Begin

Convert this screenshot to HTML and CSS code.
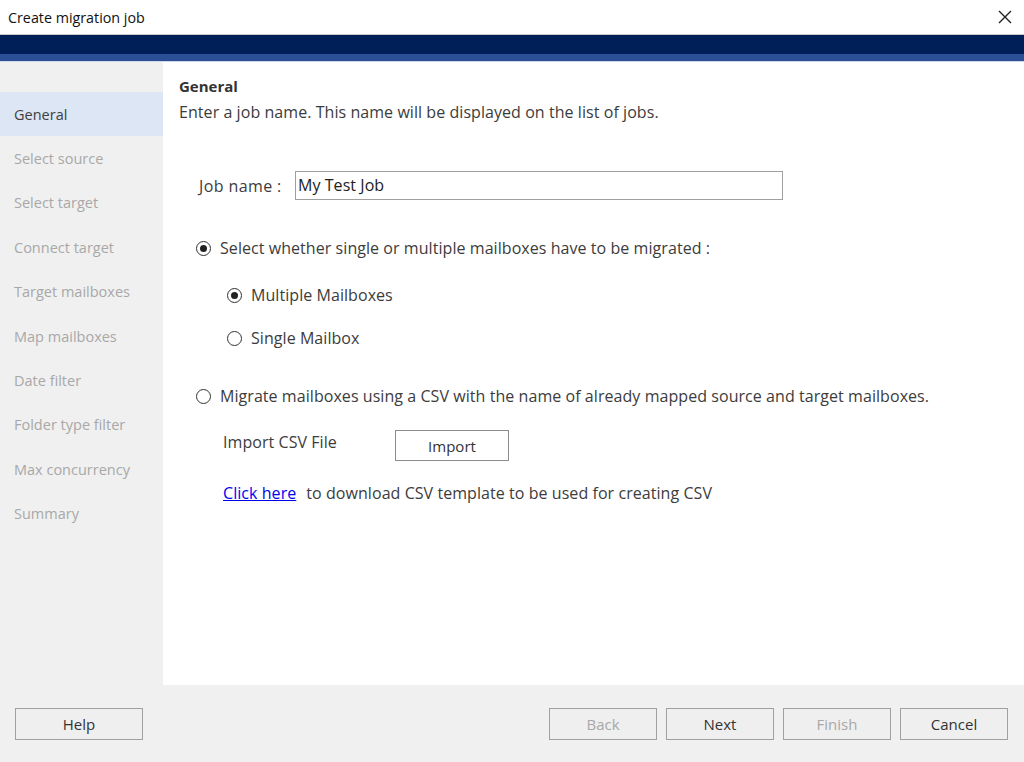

End
Begin

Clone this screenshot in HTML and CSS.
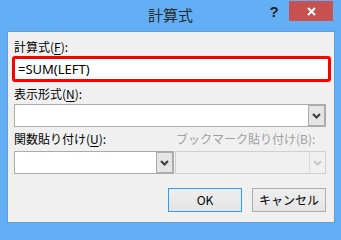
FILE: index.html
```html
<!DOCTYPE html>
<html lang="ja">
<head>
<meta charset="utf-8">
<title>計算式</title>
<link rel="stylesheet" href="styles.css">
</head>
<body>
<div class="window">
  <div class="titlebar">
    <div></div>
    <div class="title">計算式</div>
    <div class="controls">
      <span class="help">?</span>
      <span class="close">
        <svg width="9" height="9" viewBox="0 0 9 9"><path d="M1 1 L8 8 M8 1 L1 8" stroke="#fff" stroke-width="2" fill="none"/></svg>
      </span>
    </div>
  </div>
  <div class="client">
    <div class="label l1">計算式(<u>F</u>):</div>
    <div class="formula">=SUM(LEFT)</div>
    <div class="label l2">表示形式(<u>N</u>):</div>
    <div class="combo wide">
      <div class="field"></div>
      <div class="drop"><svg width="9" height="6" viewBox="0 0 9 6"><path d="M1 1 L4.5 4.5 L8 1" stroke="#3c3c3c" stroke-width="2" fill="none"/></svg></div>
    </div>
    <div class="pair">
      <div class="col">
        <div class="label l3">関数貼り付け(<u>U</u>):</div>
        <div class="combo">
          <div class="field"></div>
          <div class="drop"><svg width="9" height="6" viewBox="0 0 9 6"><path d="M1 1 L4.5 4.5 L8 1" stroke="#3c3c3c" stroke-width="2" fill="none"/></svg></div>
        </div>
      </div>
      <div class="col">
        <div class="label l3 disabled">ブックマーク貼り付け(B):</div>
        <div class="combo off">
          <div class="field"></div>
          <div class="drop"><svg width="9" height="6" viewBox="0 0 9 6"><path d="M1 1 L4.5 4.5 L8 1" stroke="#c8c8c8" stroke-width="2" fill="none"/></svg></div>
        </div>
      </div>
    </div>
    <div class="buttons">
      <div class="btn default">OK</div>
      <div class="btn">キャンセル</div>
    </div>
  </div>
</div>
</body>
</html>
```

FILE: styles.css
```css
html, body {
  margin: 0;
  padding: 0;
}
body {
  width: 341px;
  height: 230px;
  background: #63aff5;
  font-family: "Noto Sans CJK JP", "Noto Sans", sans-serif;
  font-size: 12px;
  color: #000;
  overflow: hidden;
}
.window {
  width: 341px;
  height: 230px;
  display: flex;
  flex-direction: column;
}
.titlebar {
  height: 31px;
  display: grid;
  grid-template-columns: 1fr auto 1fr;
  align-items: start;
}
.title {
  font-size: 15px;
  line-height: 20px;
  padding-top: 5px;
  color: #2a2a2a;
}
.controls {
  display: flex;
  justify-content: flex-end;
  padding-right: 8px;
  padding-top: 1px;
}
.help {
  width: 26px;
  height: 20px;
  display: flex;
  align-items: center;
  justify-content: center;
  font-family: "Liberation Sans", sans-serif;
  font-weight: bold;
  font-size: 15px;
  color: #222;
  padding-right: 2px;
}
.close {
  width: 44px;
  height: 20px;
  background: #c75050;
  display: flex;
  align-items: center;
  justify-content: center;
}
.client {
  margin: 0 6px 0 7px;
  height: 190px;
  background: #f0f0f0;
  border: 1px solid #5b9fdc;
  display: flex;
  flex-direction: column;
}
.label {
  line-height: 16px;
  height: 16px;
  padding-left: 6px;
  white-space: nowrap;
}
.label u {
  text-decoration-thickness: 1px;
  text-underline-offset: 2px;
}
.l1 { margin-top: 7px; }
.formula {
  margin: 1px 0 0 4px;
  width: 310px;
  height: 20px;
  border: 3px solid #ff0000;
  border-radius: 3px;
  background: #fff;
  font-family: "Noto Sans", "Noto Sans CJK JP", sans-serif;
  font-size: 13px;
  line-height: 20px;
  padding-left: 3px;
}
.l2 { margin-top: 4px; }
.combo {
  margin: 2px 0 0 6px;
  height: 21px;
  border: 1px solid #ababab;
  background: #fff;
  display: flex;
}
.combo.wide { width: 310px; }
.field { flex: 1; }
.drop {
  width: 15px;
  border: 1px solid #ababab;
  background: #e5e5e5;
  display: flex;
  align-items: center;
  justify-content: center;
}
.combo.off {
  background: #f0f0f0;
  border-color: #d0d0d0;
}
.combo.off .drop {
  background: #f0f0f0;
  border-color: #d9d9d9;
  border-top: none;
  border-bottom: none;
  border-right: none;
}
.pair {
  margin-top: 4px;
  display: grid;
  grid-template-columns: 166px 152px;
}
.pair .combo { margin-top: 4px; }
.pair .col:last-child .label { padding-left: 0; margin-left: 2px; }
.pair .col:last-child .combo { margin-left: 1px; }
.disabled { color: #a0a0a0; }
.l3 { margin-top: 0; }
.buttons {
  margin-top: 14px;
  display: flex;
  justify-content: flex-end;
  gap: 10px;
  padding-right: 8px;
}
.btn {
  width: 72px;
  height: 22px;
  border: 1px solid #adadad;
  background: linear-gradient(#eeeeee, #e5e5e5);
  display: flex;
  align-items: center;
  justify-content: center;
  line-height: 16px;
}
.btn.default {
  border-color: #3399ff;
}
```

End

Stated goal => Calculate how many lines of the material include the string "this", and state that number by itself.

Final result => 2